Analysis: The case involved a petition under section 256(2) of the Income Tax Act, 1961, where the Commissioner of Income-tax sought a mandamus to refer questions of law arising from the decision of the Income-tax Appellate Tribunal. The questions revolved around the timing of profit accrual from the transfer of an import license. The assessee, a partnership firm, received an import license and transferred part of it to another firm, earning a premium. The Income Tax Officer (ITO) included this profit in the assessment for the year 1969-70, considering it a measure to stagger profits. However, the ITO later included the profit in the assessment for the year 1970-71, suspecting the transfer was not made in the relevant accounting period. The Tribunal found that the profit accrued in the assessment year 1969-70, as the transferee firm imported goods based on the license within that period.

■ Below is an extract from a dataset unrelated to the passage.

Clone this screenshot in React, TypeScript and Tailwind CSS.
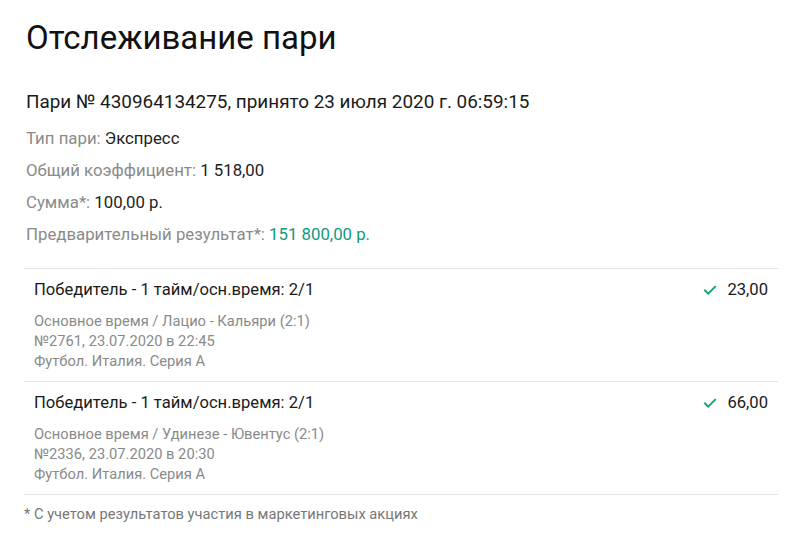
import { FC } from "react";

type Leg = {
  market: string;
  event: string;
  number: string;
  league: string;
  odds: string;
};

const legs: Leg[] = [
  {
    market: "Победитель - 1 тайм/осн.время: 2/1",
    event: "Основное время / Лацио - Кальяри (2:1)",
    number: "№2761, 23.07.2020 в 22:45",
    league: "Футбол. Италия. Серия А",
    odds: "23,00",
  },
  {
    market: "Победитель - 1 тайм/осн.время: 2/1",
    event: "Основное время / Удинезе - Ювентус (2:1)",
    number: "№2336, 23.07.2020 в 20:30",
    league: "Футбол. Италия. Серия А",
    odds: "66,00",
  },
];

const Check: FC = () => (
  <svg width="14" height="14" viewBox="0 0 14 14" fill="none">
    <path
      d="M2 7.5l3.2 3.2L12 3.8"
      stroke="#13a57c"
      strokeWidth="2"
      strokeLinecap="square"
    />
  </svg>
);

const InfoRow: FC<{ label: string; value: string; accent?: boolean }> = ({
  label,
  value,
  accent,
}) => (
  <p className="h-[32px] leading-[32px] text-[16.8px] text-[#8a8a8a]">
    {label}{" "}
    <span className={accent ? "text-[#0f9a7c]" : "text-[#222]"}>{value}</span>
  </p>
);

const App: FC = () => {
  return (
    <div
      className="w-[800px] h-[536px] bg-white px-[24px] pt-[15px] overflow-hidden"
      style={{ fontFamily: "Roboto, 'Noto Sans', sans-serif" }}
    >
      <h1 className="pl-[2px] text-[33px] leading-[46px] text-[#111] font-normal">
        Отслеживание пари
      </h1>
      <p className="pl-[2px] mt-[29px] text-[18.9px] leading-[24px] text-[#1a1a1a]">
        Пари № 430964134275, принято 23 июля 2020 г. 06:59:15
      </p>
      <div className="pl-[2px] mt-[8px]">
        <InfoRow label="Тип пари:" value="Экспресс" />
        <InfoRow label="Общий коэффициент:" value="1 518,00" />
        <InfoRow label="Сумма*:" value="100,00 р." />
        <InfoRow label="Предварительный результат*:" value="151 800,00 р." accent />
      </div>
      <div className="mt-[18px] w-[754px] border-t border-[#e4e4e4]">
        {legs.map((leg, i) => (
          <div
            key={i}
            className="flex justify-between h-[113px] border-b border-[#e4e4e4] pl-[10px] pr-[10px] pt-[10px]"
          >
            <div>
              <p className="text-[16.6px] leading-[22px] text-[#1a1a1a]">
                {leg.market}
              </p>
              <div className="mt-[10px] text-[14.7px] leading-[20px] text-[#8a8a8a]">
                <p>{leg.event}</p>
                <p>{leg.number}</p>
                <p>{leg.league}</p>
              </div>
            </div>
            <div className="flex items-start gap-[10px] text-[16.6px] leading-[22px] text-[#1a1a1a]">
              <span className="mt-[4px]">
                <Check />
              </span>
              <span>{leg.odds}</span>
            </div>
          </div>
        ))}
      </div>
      <p className="mt-[10px] text-[14.7px] leading-[18px] text-[#777]">
        * С учетом результатов участия в маркетинговых акциях
      </p>
    </div>
  );
};

export default App;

The Tribunal's decision was based on factual findings, concluding that the profit of Rs. 1,18,560 was assessable in the assessment year 1969-70 and not in 1970-71. The Revenue's questions did not raise any legal issues regarding income accrual, as the import license was acted upon by the transferee firm within the relevant assessment year. The Tribunal's finding was upheld as a pure finding of fact and not an interpretation of legal principles. The Tribunal correctly determined that the income accrued in the assessment year 1969-70, making the question of law irrelevant. Therefore, the Revenue's petition was declined without costs.
In summary, the judgment clarified the timing of profit accrual from the transfer of an import license, emphasizing that the actual act of utilizing the license within the relevant assessment year was crucial in determining the tax liability. The Tribunal's factual findings supported the assessment of the profit in the correct assessment year, highlighting the importance of factual circumstances in tax assessments.